There is already a great track record of successful work between the council, health commissioners, GPs and service providers to build on. The Living Well Network designed in partnership with mental health service users is investing more in prevention and as a result has seen an 80% reduction in people requiring acute psychiatric care in only 2 years. Greater collaboration between GPs, hospitals, community and care services, enabling more and better treatment at home, means we have been seeing the numbers of emergency admissions of older people come down, freeing up space in wards. Innovative approaches to testing for STIs - including SH24 the UK’s first online sexual health service developed by Lambeth and Southwark public health - are ensuring more people at risk can be treated quickly and at lower cost. Our Lambeth Early Action Partnership is a £40m investment in giving young children a better start in the borough’s four most deprived wards.

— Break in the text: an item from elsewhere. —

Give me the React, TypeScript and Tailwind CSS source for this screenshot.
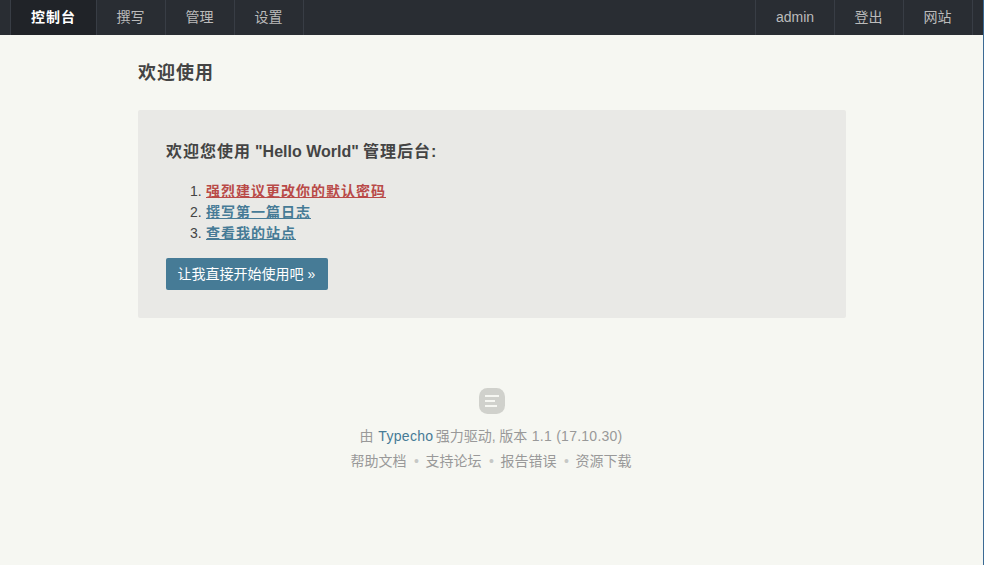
import React from "react";

const navLink = "flex h-[35px] items-center border-r border-[#383d45] text-[#bbb]";

const steps = [
  { label: "强烈建议更改你的默认密码", color: "text-[#b94a48]" },
  { label: "撰写第一篇日志", color: "text-[#467b96]" },
  { label: "查看我的站点", color: "text-[#467b96]" },
];

const resources = ["帮助文档", "支持论坛", "报告错误", "资源下载"];

function Logo() {
  return (
    <svg width="26" height="26" viewBox="0 0 26 26" className="ml-[2px] block">
      <rect width="26" height="26" rx="8.5" fill="#d0d1cc" />
      <path d="M6 7h14v2H6zM6 12h10v2H6zM6 17h12v2H6z" fill="#f6f7f2" />
    </svg>
  );
}

export default function App() {
  return (
    <div className="h-[565px] w-[984px] overflow-hidden border-r border-[#3b6a94] bg-[#f6f7f2] font-['Liberation_Sans','Noto_Sans_CJK_SC',sans-serif] text-[14px] leading-[21px] text-[#444]">
      <nav className="flex h-[35px] justify-between bg-[#292d33] px-[10px]">
        <div className="flex border-l border-[#383d45]">
          <a className="flex h-[35px] w-[86px] items-center border-r border-[#383d45] bg-[#202328] pl-5 font-bold tracking-[1px] text-white">
            <span>控制台</span>
          </a>
          {["撰写", "管理", "设置"].map((t) => (
            <a key={t} className={navLink + " w-[69px] pl-[19.5px]"}>
              <span>{t}</span>
            </a>
          ))}
        </div>
        <div className="flex border-l border-[#383d45]">
          <a className={navLink + " w-[79px] pl-5"}>
            <span>admin</span>
          </a>
          {["登出", "网站"].map((t) => (
            <a key={t} className={navLink + " w-[69px] pl-[19.5px]"}>
              <span>{t}</span>
            </a>
          ))}
        </div>
      </nav>

      <main className="ml-[138px] w-[708px] pt-[26px]">
        <h2 className="h-[49px] text-[18px] font-bold leading-[24px] tracking-[1px]">欢迎使用</h2>
        <section className="h-[208px] rounded-[2px] bg-[#e9e9e6] px-[28px] pt-[31px]">
          <h3 className="flex h-[40px] text-[16px] font-bold leading-[22px]">
            <span className="w-[89px] tracking-[1px]">欢迎您使用</span>
            <span className="w-[108px]">"Hello World"</span>
            <span className="tracking-[1px]">管理后台:</span>
          </h3>
          <ol>
            {steps.map((s, i) => (
              <li key={s.label} className="flex h-[21px]">
                <span className="w-[40px] pl-[24px]">{i + 1}.</span>
                <a className={"font-bold tracking-[1px] underline decoration-1 underline-offset-1 " + s.color}>
                  {s.label}
                </a>
              </li>
            ))}
          </ol>
          <button className="mt-[14px] flex h-[32px] w-[162px] items-center rounded-[2px] bg-[#467b96] pl-[11.5px] text-left text-white">
            <span>
              让我直接开始使用吧 <span>»</span>
            </span>
          </button>
        </section>
      </main>

      <footer className="mt-[70px] flex w-[982px] flex-col items-center text-[#999]">
        <Logo />
        <p className="mt-[12px] flex h-[21px] w-[263px] whitespace-nowrap">
          <span className="w-[18px]">由</span>
          <a className="w-[59px] pl-px tracking-[0.3px] text-[#467b96]">Typecho</a>
          <span className="w-[64px]">强力驱动,</span>
          <span className="w-[33px]">版本</span>
          <span className="tracking-[0.25px]">1.1 (17.10.30)</span>
        </p>
        <p className="mt-[4px] flex h-[21px]">
          {resources.map((r, i) => (
            <React.Fragment key={r}>
              {i > 0 && <span className="w-[19px] pl-px text-center text-[#c6c8c6]">•</span>}
              <a className="w-[56px]">{r}</a>
            </React.Fragment>
          ))}
        </p>
      </footer>
    </div>
  );
}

But there is much more to do. BME residents are hugely over represented in the mental health system so we’re pressing ahead with creating a new Black Wellbeing Partnership to change attitudes, improve prevention and to ensure better outcomes for black residents. Our work with London’s newly elected Labour Mayor Sadiq Khan to improve Lambeth’s poor Air Quality can make a major difference to our residents’ health. Lambeth also tops a league in which we don’t want to feature, that of the proportion of residents with HIV and with STIs. But our leadership of the London wide HIV prevention programme and local recommissioning with Southwark and Lewisham of sexual health promotion services are starting to raise awareness and positively change behaviours.
The refreshed health and wellbeing strategy makes clear that we’ve got to focus all our public services across the borough more closely on preventing ill health and heading off the need for more costly interventions up the line, with our highly active and engaged Lambeth communities playing a full part. By bringing together health, social care, GPs and community services in new joined up ‘care networks’ in partnership with patients, we can start to put the requirements of residents centre stage. Crucially that also means investing in residents’ wellbeing across the board including the sport, culture and leisure activities which keep people well, combatting loneliness and isolation particularly for older people and providing better support for Lambeth’s heroic army of unpaid carers. There’s also a major opportunity for us to use our responsibility to manage and invest in the borough’s housing stock to improve neighbourhoods, help keep people warm and healthy and to maintain their social networks.
Nothing can be a bigger priority than the health of all Lambeth’s residents. No agenda is more urgent than acting now to improve the lives of the poorest in the borough. Despite obstacles placed in our path by the government, Labour in Lambeth is finding innovative ways to deliver the transformation in health outcomes that we all need.